By Jacob Gronholt-Pedersen

COPENHAGEN (Reuters) -Maersk warned on Thursday that container shipping overcapacity would hit profits more than expected this year and that it didn’t see a major boost from the jump in freight rates due to Red Sea disruptions, hammering its shares.

The warning, which also led the Danish shipping giant to suspend its share buyback programme, is in stark contrast with investors’ recent optimism about the sector.

Container shippers have been among the best performing stocks in Europe so far in 2024 as the re-routing of vessels following attacks on shipping by Iranian-backed Houthi militants in the Red Sea – a major trading route – boosted freight rates.

Maersk, like other shippers, has been diverting some vessels on a longer route around Africa, and some analysts had expected longer journey times and higher freight rates would outweigh a big increase in new container ships joining the market.

However, Maersk CEO Vincent Clerc told reporters in Copenhagen that the Red Sea crisis did not match the scale of the bottlenecks caused by the pandemic, which boosted shippers’ profits, and that Maersk did not expect a major impact.

Instead, the company said it expected “significant oversupply challenges” in container shipping to materialise fully during 2024, and be felt in 2025 and possibly into 2026.

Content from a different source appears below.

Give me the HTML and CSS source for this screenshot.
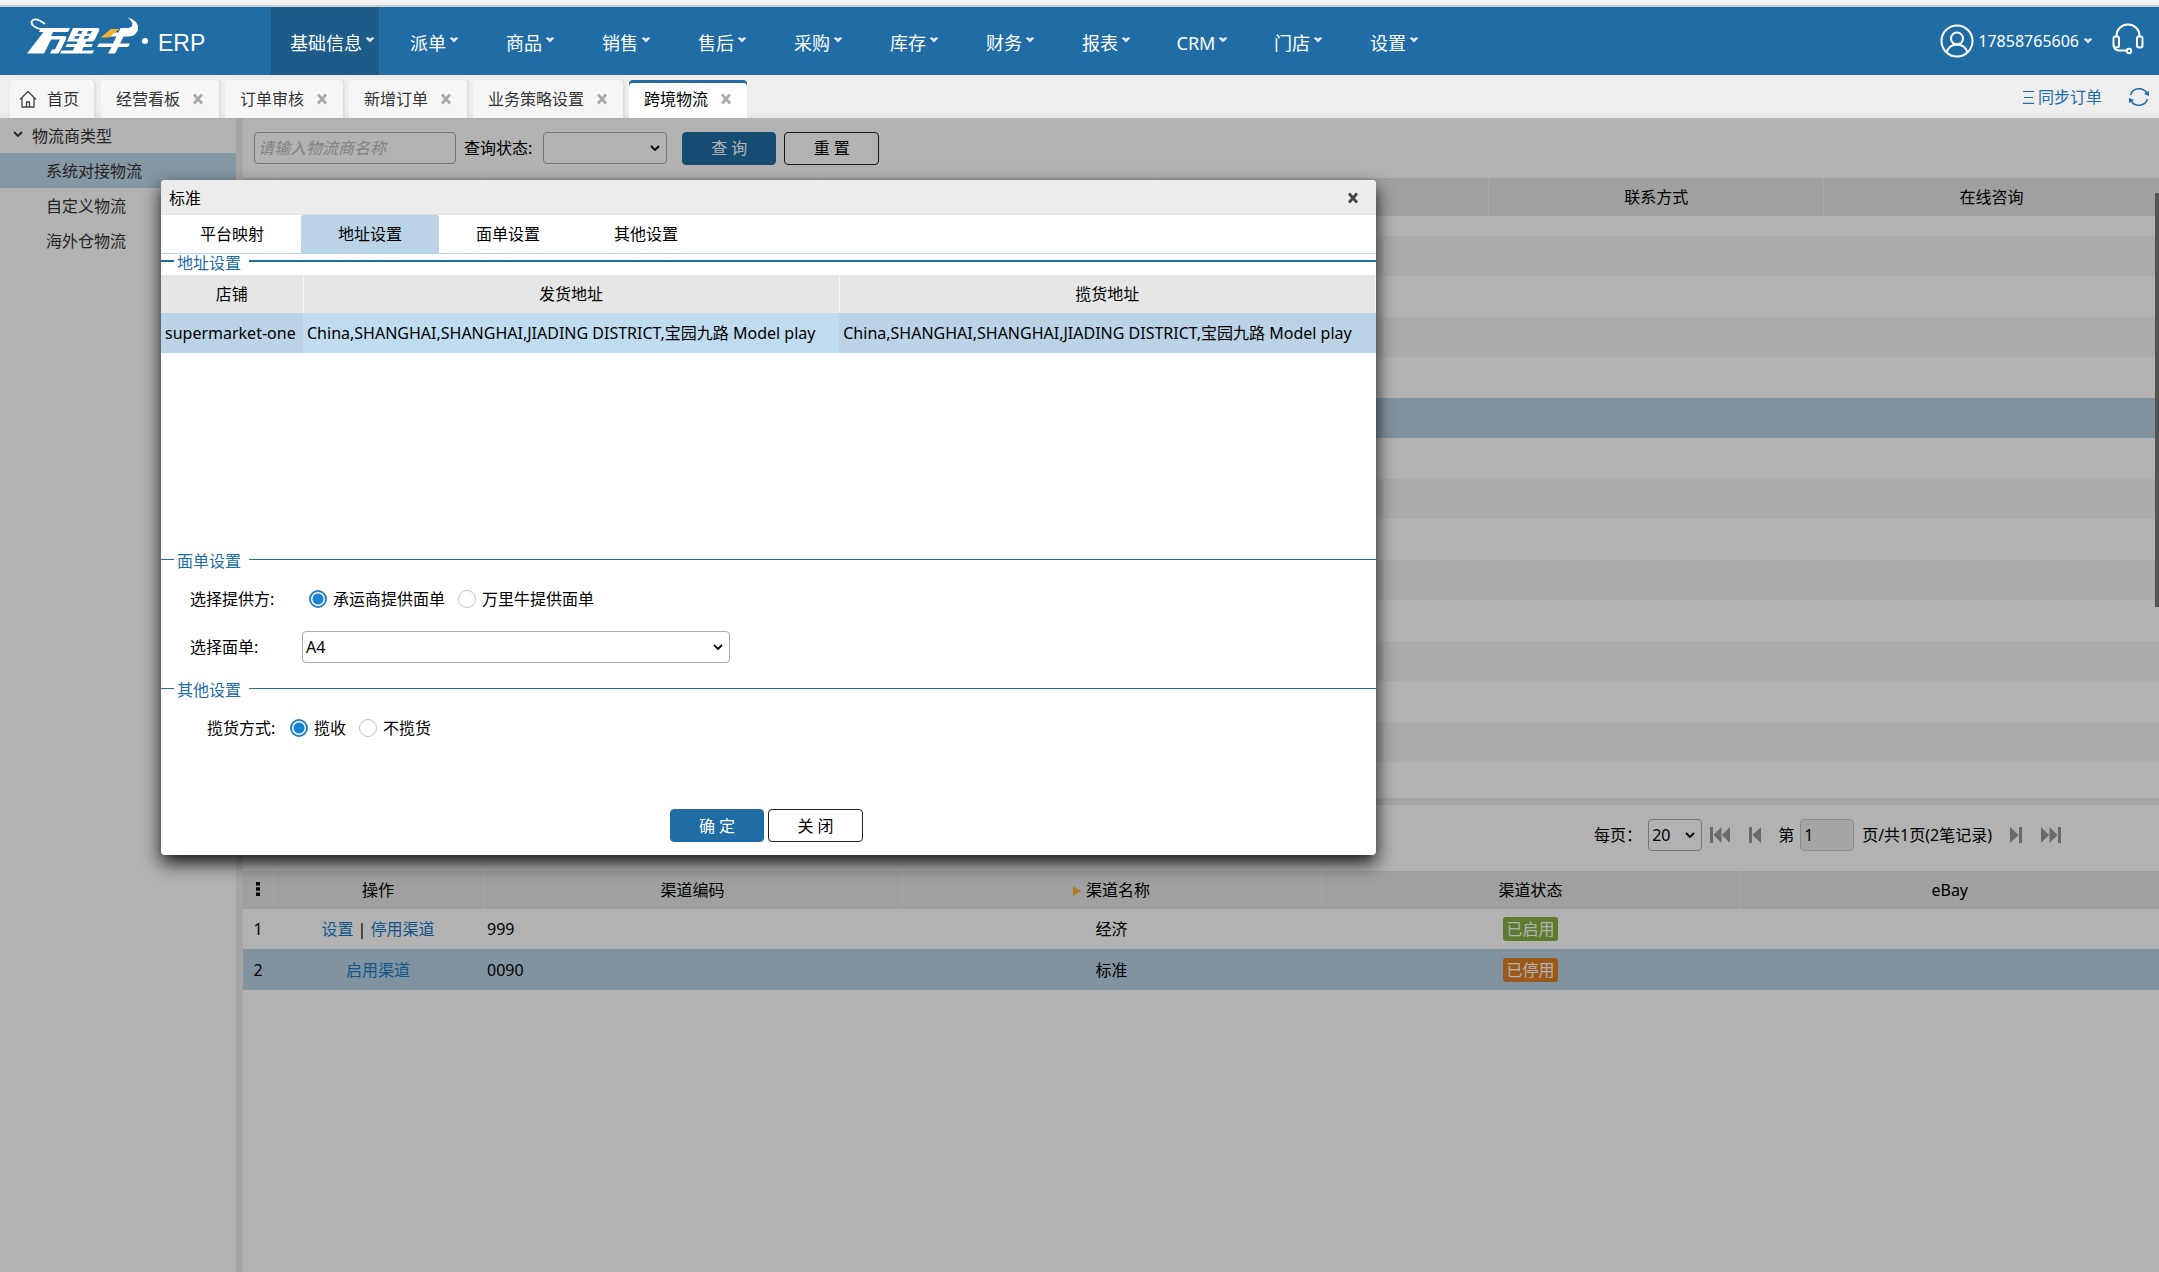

The pandemic boost to shipping profits in 2022 resulted in a wave of new vessel orders.

“The outlook for 2024 appears even more challenging than 2023 in the Ocean division, as oversupply of vessels peaks and Maersk’s contract exposure provides them limited benefit from spot rate increases following Red Sea diversions,” Barclays analysts said in a research note.

Maersk’s shares were down 14% at 1018 GMT, while those of rival Hapag-Lloyd fell around 8%.

Maersk, viewed as a barometer of world trade, said it expected underlying earnings before interest, tax, depreciation and amortisation (EBITDA) of between $1 billion and $6 billion this year, compared with the $9.6 billion achieved last year.

“High uncertainty remains around the duration and degree of the Red Sea disruption with the duration from one quarter to full year reflected in the guidance range,” it said in a statement.

Analysts in an LSEG poll are on average forecasting Maersk to post EBITDA of $6.6 billion this year.

Maersk said EBITDA dropped to $839 million in the fourth quarter from $6.54 billion a year earlier, lagging analysts’ expectations of $1.13 billion.

Sydbank analyst Mikkel Emil Jensen called the financial report “weak” and said the company’s guidance indicated a net loss for 2024.

The company also suspended its share buyback programme and said it would review the decision once market conditions in ocean container shipping had settled.